Review: How the money launderers beat the regulators

Without money laundering, it appears, few major crimes of acquisition would be worth the trouble. In the old days, in other words, shops, post offices and banks were robbed for their cash, and very possibly not very much of it given the effort and risks then required.

The nature of successful top-end crime is such now, particularly at the managerial level, that the risk of discovery is too great by holding the gains in cash, and in terms of volume, the inexplicable presence of vast quantities of cash is simply not acceptable.

Oliver Bullough is a journalist with a special interest in financial crime.
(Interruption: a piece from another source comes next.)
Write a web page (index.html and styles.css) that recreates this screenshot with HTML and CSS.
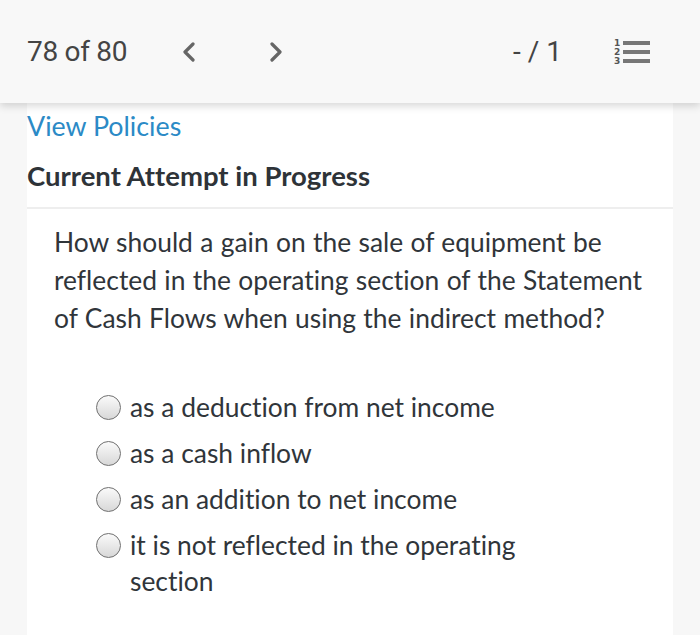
FILE: index.html
```html
<!DOCTYPE html>
<html lang="en">
<head>
<meta charset="utf-8">
<title>Question 78 of 80</title>
<link rel="stylesheet" href="styles.css">
</head>
<body>
<header class="topbar">
  <div class="topbar-left">
    <span class="counter">78 of 80</span>
    <button class="nav-btn" aria-label="Previous">
      <svg width="14" height="20" viewBox="0 0 14 20"><path d="M11 2 L3 10 L11 18" fill="none" stroke="#666" stroke-width="3.2" stroke-linecap="round" stroke-linejoin="round"/></svg>
    </button>
    <button class="nav-btn" aria-label="Next">
      <svg width="14" height="20" viewBox="0 0 14 20"><path d="M3 2 L11 10 L3 18" fill="none" stroke="#666" stroke-width="3.2" stroke-linecap="round" stroke-linejoin="round"/></svg>
    </button>
  </div>
  <div class="topbar-right">
    <span class="score">- / 1</span>
    <span class="list-icon" aria-label="Question list">
      <span class="list-row"><span class="num">1</span><span class="bar"></span></span>
      <span class="list-row"><span class="num">2</span><span class="bar"></span></span>
      <span class="list-row"><span class="num">3</span><span class="bar"></span></span>
    </span>
  </div>
</header>
<main class="panel">
  <section class="intro">
    <a class="policies" href="#">View Policies</a>
    <h2 class="attempt">Current Attempt in Progress</h2>
  </section>
  <section class="question">
    <p class="prompt">How should a gain on the sale of equipment be reflected in the operating section of the Statement of Cash Flows when using the indirect method?</p>
    <ul class="options">
      <li class="option"><span class="radio"></span><span class="label">as a deduction from net income</span></li>
      <li class="option"><span class="radio"></span><span class="label">as a cash inflow</span></li>
      <li class="option"><span class="radio"></span><span class="label">as an addition to net income</span></li>
      <li class="option"><span class="radio"></span><span class="label">it is not reflected in the operating section</span></li>
    </ul>
  </section>
</main>
</body>
</html>
```

FILE: styles.css
```css
* { box-sizing: border-box; }
html, body { margin: 0; padding: 0; }
body {
  background: #f7f7f7;
  font-family: Lato, "Open Sans", sans-serif;
  font-variant-ligatures: none;
  width: 700px;
  height: 635px;
  overflow: hidden;
}
.topbar {
  position: relative;
  z-index: 2;
  height: 103px;
  background: #f8f8f8;
  box-shadow: 0 3px 8px rgba(0,0,0,0.16);
  display: flex;
  align-items: center;
  justify-content: space-between;
  padding: 0 50px 0 27px;
}
.topbar-left { display: flex; align-items: center; }
.counter {
  font-family: Roboto, sans-serif;
  font-size: 28px;
  color: #444;
  letter-spacing: -0.3px;
  margin-right: 55px;
}
.nav-btn {
  border: 0;
  background: none;
  padding: 0;
  width: 14px;
  height: 20px;
  margin-right: 73px;
  display: flex;
}
.topbar-right { display: flex; align-items: center; }
.score {
  font-family: Roboto, sans-serif;
  font-size: 28px;
  color: #444;
  margin-right: 52px;
}
.list-icon { display: flex; flex-direction: column; gap: 3px; }
.list-row { display: flex; align-items: center; gap: 3px; height: 6px; }
.num {
  font-family: "DejaVu Sans", sans-serif;
  font-size: 9px;
  font-weight: bold;
  color: #555;
  width: 6px;
  line-height: 6px;
}
.bar { width: 27px; height: 4px; background: #777; }
.panel {
  margin: 0 27px;
  width: 646px;
  background: #fff;
  min-height: 532px;
}
.intro {
  padding: 8px 0 16px;
  border-bottom: 2px solid #eeeeee;
}
.policies {
  display: block;
  font-size: 26.8px;
  line-height: 30px;
  color: #2b8ac6;
  text-decoration: none;
}
.attempt {
  margin: 20px 0 0;
  font-size: 27.5px;
  line-height: 30px;
  font-weight: bold;
  color: #2e3338;
}
.question { padding: 14px 27px 0; }
.prompt {
  margin: 0;
  font-size: 26.4px;
  line-height: 38px;
  color: #30353a;
  word-spacing: 0.6px;
}
.options {
  list-style: none;
  margin: 52px 0 0 43px;
  padding: 0;
  display: flex;
  flex-direction: column;
  gap: 10px;
  max-width: 440px;
}
.option {
  display: flex;
  align-items: flex-start;
  font-size: 26.4px;
  line-height: 36px;
  color: #30353a;
}
.radio {
  flex: 0 0 auto;
  width: 25px;
  height: 25px;
  margin: 6px 9px 0 -1px;
  border-radius: 50%;
  border: 1.6px solid #707070;
  background: linear-gradient(#fafafa, #d8d8d8);
}
```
In his new book Everybody Loves Our Dollars: How Money Laundering Won he has considered the underlying ideas of financial crime and money laundering and writes about how ‘we’, meaning governments, have failed in the systems introduced.

Attempts have been made at attacking or undermining money laundering with specialist task forces and relevant legislation passed to order but it has been, in the round, unsuccessful, with only the occasional triumph.

Notwithstanding the rather conversational approach throughout, the book is a worthy and suitable introduction to the vexed subject because of the wide areas of interest, general and vested, covered by Bullough.

The sphere of money laundering studies, we are told, is a small one. Bullough explains the process involving three distinct stages by which ‘dirty money’ is cleansed. First, there is placement, by which criminal money is put into the financial system.

Secondly, there is layering, by which money is mixed around until no one can remember where any part of it came from. Finally, there is integration when the money is spent in the normal economy, in any way imaginable: luxury goods are not excluded from the plan.

That is said by Bullough to be “a neat theoretical model”, but he suggests does not coincide with the harsh reality of the business of money laundering. It is the need to understand what is going on around the money that is necessary in order to expend effort in the correct place.

The evolution of government policy and the emergence of law is shown by Bullough to be due to the efforts of one Washington legislator who overcame indifference and hostility. The irony of the legislation named ‘bank security’ was that it required transparency of the banks.

One of Bullough’s rather discursive introductions leads to Miami in the 1980s where money was being earned disproportionately, and lost by the same people with indifference. The result was that the place then is described by him as the golden age of money-laundering.

The volumes of cash sloshing around Miami led to legislative interest and the movement of the business off-shore and then later to what were then unknown places in the world: the impoverished Marshall Islands in the Pacific became the focus of attention for many potential and actual banks, and government policy-makers in pursuit of a reason to legislate.

It is truly a sign of how things were, and may be, that the founder of one well-known international bank that was divided across the world to avoid full regulation could say that “the only laws that are permanent are the laws of nature. Everything else is flexible”.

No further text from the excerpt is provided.